start INFORMATION SUPPLIED

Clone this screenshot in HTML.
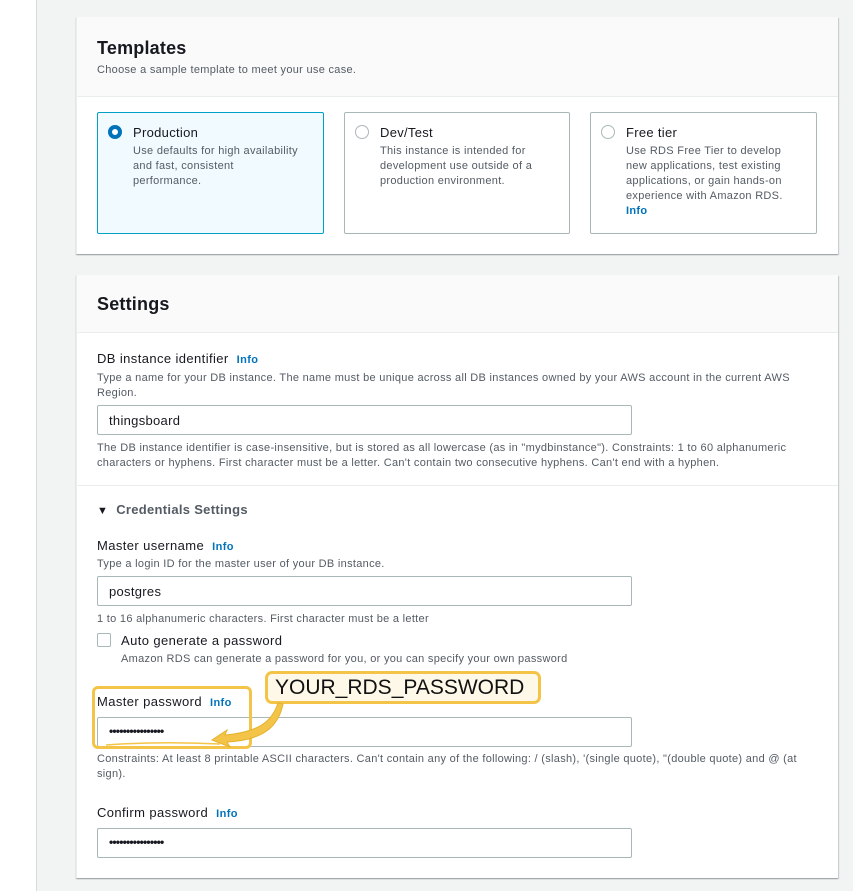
<!DOCTYPE html>
<html><head><meta charset="utf-8"><style>
*{margin:0;padding:0;box-sizing:border-box}
body{width:853px;height:891px;overflow:hidden;background:#f2f3f3;font-family:"Liberation Sans",sans-serif;position:relative;color:#16191f}
.abs{position:absolute}
.strip{left:0;top:0;width:37px;height:891px;background:#fff;border-right:1px solid #d5dbdb}
.panel{background:#fff;left:76px;width:762px;box-shadow:0 1px 1px rgba(0,28,36,.3),1px 1px 1px rgba(0,28,36,.15);border-left:1px solid #eaeded}
.hdr{left:0;top:0;width:100%;background:#fafafa;border-bottom:1px solid #eaeded}
h2{font-size:18px;font-weight:bold;position:absolute;left:20px;color:#16191f;letter-spacing:0.2px}
.s{font-size:11px;color:#545b64;line-height:15px;letter-spacing:0.3px}
.card{top:95px;height:122px;border:1px solid #aab7b8;border-radius:2px;background:#fff}
.card.sel{background:#f1faff;border-color:#00a1c9}
.radio{position:absolute;left:10px;top:12px;width:14px;height:14px;border-radius:50%;border:1px solid #aab7b8;background:#fff}
.radio.on{border:4px solid #0073bb}
.ct{position:absolute;left:35px;top:12px;font-size:13px;color:#16191f;letter-spacing:0.3px}
.cd{position:absolute;left:35px;top:31px;width:172px}
.info{color:#0073bb;font-weight:bold;font-size:11px;margin-left:8px}
.lbl{font-size:13px;color:#16191f;left:20px;letter-spacing:0.4px}
.inp{left:20px;width:535px;height:30px;border:1px solid #aab7b8;border-radius:2px;font-size:13px;padding:7px 11px;background:#fff;letter-spacing:0.3px}
.dots{font-size:12px;font-weight:bold;letter-spacing:-0.8px;padding-top:6px}
</style></head><body>
<div class="abs strip"></div>

<div class="abs panel" style="top:17px;height:237px">
 <div class="abs hdr" style="height:80px">
  <h2 style="top:21px">Templates</h2>
  <div class="abs s" style="left:20px;top:46px">Choose a sample template to meet your use case.</div>
 </div>
 <div class="abs card sel" style="left:20px;width:227px"><div class="radio on"></div><div class="ct">Production</div><div class="cd s">Use defaults for high availability and fast, consistent performance.</div></div>
 <div class="abs card" style="left:267px;width:226px"><div class="radio"></div><div class="ct">Dev/Test</div><div class="cd s">This instance is intended for development use outside of a production environment.</div></div>
 <div class="abs card" style="left:513px;width:227px"><div class="radio"></div><div class="ct">Free tier</div><div class="cd s">Use RDS Free Tier to develop new applications, test existing applications, or gain hands-on experience with Amazon RDS.<br><span style="color:#0073bb;font-weight:bold">Info</span></div></div>
</div>

<div class="abs panel" style="top:275px;height:603px">
 <div class="abs hdr" style="height:58px"><h2 style="top:19px">Settings</h2></div>
 <div class="abs lbl" style="top:76px">DB instance identifier<span class="info">Info</span></div>
 <div class="abs s" style="left:20px;top:96px;width:730px">Type a name for your DB instance. The name must be unique across all DB instances owned by your AWS account in the current AWS Region.</div>
 <div class="abs inp" style="top:130px">thingsboard</div>
 <div class="abs s" style="left:20px;top:166px;width:730px">The DB instance identifier is case-insensitive, but is stored as all lowercase (as in "mydbinstance"). Constraints: 1 to 60 alphanumeric characters or hyphens. First character must be a letter. Can't contain two consecutive hyphens. Can't end with a hyphen.</div>
 <div class="abs" style="left:0;top:210px;width:100%;border-top:1px solid #eaeded"></div>
 <div class="abs" style="left:20px;top:227px;font-size:13px;font-weight:bold;color:#545b64;letter-spacing:0.3px"><span style="font-size:11px;margin-right:8px;color:#16191f">&#9660;</span>Credentials Settings</div>
 <div class="abs lbl" style="top:263px">Master username<span class="info">Info</span></div>
 <div class="abs s" style="left:20px;top:282px">Type a login ID for the master user of your DB instance.</div>
 <div class="abs inp" style="top:301px">postgres</div>
 <div class="abs s" style="left:20px;top:337px">1 to 16 alphanumeric characters. First character must be a letter</div>
 <div class="abs" style="left:20px;top:358px;width:14px;height:14px;border:1px solid #aab7b8;border-radius:2px;background:#fff"></div>
 <div class="abs" style="left:44px;top:358px;font-size:13px;letter-spacing:0.4px">Auto generate a password</div>
 <div class="abs s" style="left:44px;top:377px">Amazon RDS can generate a password for you, or you can specify your own password</div>
 <div class="abs lbl" style="top:419px">Master password<span class="info">Info</span></div>
 <div class="abs inp dots" style="top:442px">&#8226;&#8226;&#8226;&#8226;&#8226;&#8226;&#8226;&#8226;&#8226;&#8226;&#8226;&#8226;&#8226;&#8226;&#8226;&#8226;</div>
 <div class="abs s" style="left:20px;top:477px;width:720px">Constraints: At least 8 printable ASCII characters. Can't contain any of the following: / (slash), '(single quote), "(double quote) and @ (at sign).</div>
 <div class="abs lbl" style="top:530px">Confirm password<span class="info">Info</span></div>
 <div class="abs inp dots" style="top:553px">&#8226;&#8226;&#8226;&#8226;&#8226;&#8226;&#8226;&#8226;&#8226;&#8226;&#8226;&#8226;&#8226;&#8226;&#8226;&#8226;</div>
</div>

<div class="abs" style="left:92px;top:686px;width:160px;height:63px;border:3px solid #f3c447;border-radius:6px"></div>
<div class="abs" style="left:265px;top:671px;width:276px;height:33px;border:3px solid #f3c447;border-radius:7px;background:#fdf8e8;font-size:21px;padding:2px 0 0 7px;color:#111">YOUR_RDS_PASSWORD</div>
<svg class="abs" style="left:100px;top:700px" width="190" height="50">
 <path d="M178 3 C172 22 158 32 125 35 L127 30 L112 40 L130 47 L127 42 C162 40 178 28 183 4Z" fill="#f3c447" stroke="#e6b22e" stroke-width="1"/>
 <path d="M6 45 Q60 41 120 44" stroke="#f3c447" stroke-width="1.5" fill="none"/>
</svg>
</body></html>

end INFORMATION SUPPLIED

AIM » Leave out the pictures and give the listing above again exactly.

COMPLETE ANSWER »
Clone this screenshot in HTML.
<!DOCTYPE html>
<html><head><meta charset="utf-8"><style>
*{margin:0;padding:0;box-sizing:border-box}
body{width:853px;height:891px;overflow:hidden;background:#f2f3f3;font-family:"Liberation Sans",sans-serif;position:relative;color:#16191f}
.abs{position:absolute}
.strip{left:0;top:0;width:37px;height:891px;background:#fff;border-right:1px solid #d5dbdb}
.panel{background:#fff;left:76px;width:762px;box-shadow:0 1px 1px rgba(0,28,36,.3),1px 1px 1px rgba(0,28,36,.15);border-left:1px solid #eaeded}
.hdr{left:0;top:0;width:100%;background:#fafafa;border-bottom:1px solid #eaeded}
h2{font-size:18px;font-weight:bold;position:absolute;left:20px;color:#16191f;letter-spacing:0.2px}
.s{font-size:11px;color:#545b64;line-height:15px;letter-spacing:0.3px}
.card{top:95px;height:122px;border:1px solid #aab7b8;border-radius:2px;background:#fff}
.card.sel{background:#f1faff;border-color:#00a1c9}
.radio{position:absolute;left:10px;top:12px;width:14px;height:14px;border-radius:50%;border:1px solid #aab7b8;background:#fff}
.radio.on{border:4px solid #0073bb}
.ct{position:absolute;left:35px;top:12px;font-size:13px;color:#16191f;letter-spacing:0.3px}
.cd{position:absolute;left:35px;top:31px;width:172px}
.info{color:#0073bb;font-weight:bold;font-size:11px;margin-left:8px}
.lbl{font-size:13px;color:#16191f;left:20px;letter-spacing:0.4px}
.inp{left:20px;width:535px;height:30px;border:1px solid #aab7b8;border-radius:2px;font-size:13px;padding:7px 11px;background:#fff;letter-spacing:0.3px}
.dots{font-size:12px;font-weight:bold;letter-spacing:-0.8px;padding-top:6px}
</style></head><body>
<div class="abs strip"></div>

<div class="abs panel" style="top:17px;height:237px">
 <div class="abs hdr" style="height:80px">
  <h2 style="top:21px">Templates</h2>
  <div class="abs s" style="left:20px;top:46px">Choose a sample template to meet your use case.</div>
 </div>
 <div class="abs card sel" style="left:20px;width:227px"><div class="radio on"></div><div class="ct">Production</div><div class="cd s">Use defaults for high availability and fast, consistent performance.</div></div>
 <div class="abs card" style="left:267px;width:226px"><div class="radio"></div><div class="ct">Dev/Test</div><div class="cd s">This instance is intended for development use outside of a production environment.</div></div>
 <div class="abs card" style="left:513px;width:227px"><div class="radio"></div><div class="ct">Free tier</div><div class="cd s">Use RDS Free Tier to develop new applications, test existing applications, or gain hands-on experience with Amazon RDS.<br><span style="color:#0073bb;font-weight:bold">Info</span></div></div>
</div>

<div class="abs panel" style="top:275px;height:603px">
 <div class="abs hdr" style="height:58px"><h2 style="top:19px">Settings</h2></div>
 <div class="abs lbl" style="top:76px">DB instance identifier<span class="info">Info</span></div>
 <div class="abs s" style="left:20px;top:96px;width:730px">Type a name for your DB instance. The name must be unique across all DB instances owned by your AWS account in the current AWS Region.</div>
 <div class="abs inp" style="top:130px">thingsboard</div>
 <div class="abs s" style="left:20px;top:166px;width:730px">The DB instance identifier is case-insensitive, but is stored as all lowercase (as in "mydbinstance"). Constraints: 1 to 60 alphanumeric characters or hyphens. First character must be a letter. Can't contain two consecutive hyphens. Can't end with a hyphen.</div>
 <div class="abs" style="left:0;top:210px;width:100%;border-top:1px solid #eaeded"></div>
 <div class="abs" style="left:20px;top:227px;font-size:13px;font-weight:bold;color:#545b64;letter-spacing:0.3px"><span style="font-size:11px;margin-right:8px;color:#16191f">&#9660;</span>Credentials Settings</div>
 <div class="abs lbl" style="top:263px">Master username<span class="info">Info</span></div>
 <div class="abs s" style="left:20px;top:282px">Type a login ID for the master user of your DB instance.</div>
 <div class="abs inp" style="top:301px">postgres</div>
 <div class="abs s" style="left:20px;top:337px">1 to 16 alphanumeric characters. First character must be a letter</div>
 <div class="abs" style="left:20px;top:358px;width:14px;height:14px;border:1px solid #aab7b8;border-radius:2px;background:#fff"></div>
 <div class="abs" style="left:44px;top:358px;font-size:13px;letter-spacing:0.4px">Auto generate a password</div>
 <div class="abs s" style="left:44px;top:377px">Amazon RDS can generate a password for you, or you can specify your own password</div>
 <div class="abs lbl" style="top:419px">Master password<span class="info">Info</span></div>
 <div class="abs inp dots" style="top:442px">&#8226;&#8226;&#8226;&#8226;&#8226;&#8226;&#8226;&#8226;&#8226;&#8226;&#8226;&#8226;&#8226;&#8226;&#8226;&#8226;</div>
 <div class="abs s" style="left:20px;top:477px;width:720px">Constraints: At least 8 printable ASCII characters. Can't contain any of the following: / (slash), '(single quote), "(double quote) and @ (at sign).</div>
 <div class="abs lbl" style="top:530px">Confirm password<span class="info">Info</span></div>
 <div class="abs inp dots" style="top:553px">&#8226;&#8226;&#8226;&#8226;&#8226;&#8226;&#8226;&#8226;&#8226;&#8226;&#8226;&#8226;&#8226;&#8226;&#8226;&#8226;</div>
</div>

<div class="abs" style="left:92px;top:686px;width:160px;height:63px;border:3px solid #f3c447;border-radius:6px"></div>
<div class="abs" style="left:265px;top:671px;width:276px;height:33px;border:3px solid #f3c447;border-radius:7px;background:#fdf8e8;font-size:21px;padding:2px 0 0 7px;color:#111">YOUR_RDS_PASSWORD</div>
<svg class="abs" style="left:100px;top:700px" width="190" height="50">
 <path d="M178 3 C172 22 158 32 125 35 L127 30 L112 40 L130 47 L127 42 C162 40 178 28 183 4Z" fill="#f3c447" stroke="#e6b22e" stroke-width="1"/>
 <path d="M6 45 Q60 41 120 44" stroke="#f3c447" stroke-width="1.5" fill="none"/>
</svg>
</body></html>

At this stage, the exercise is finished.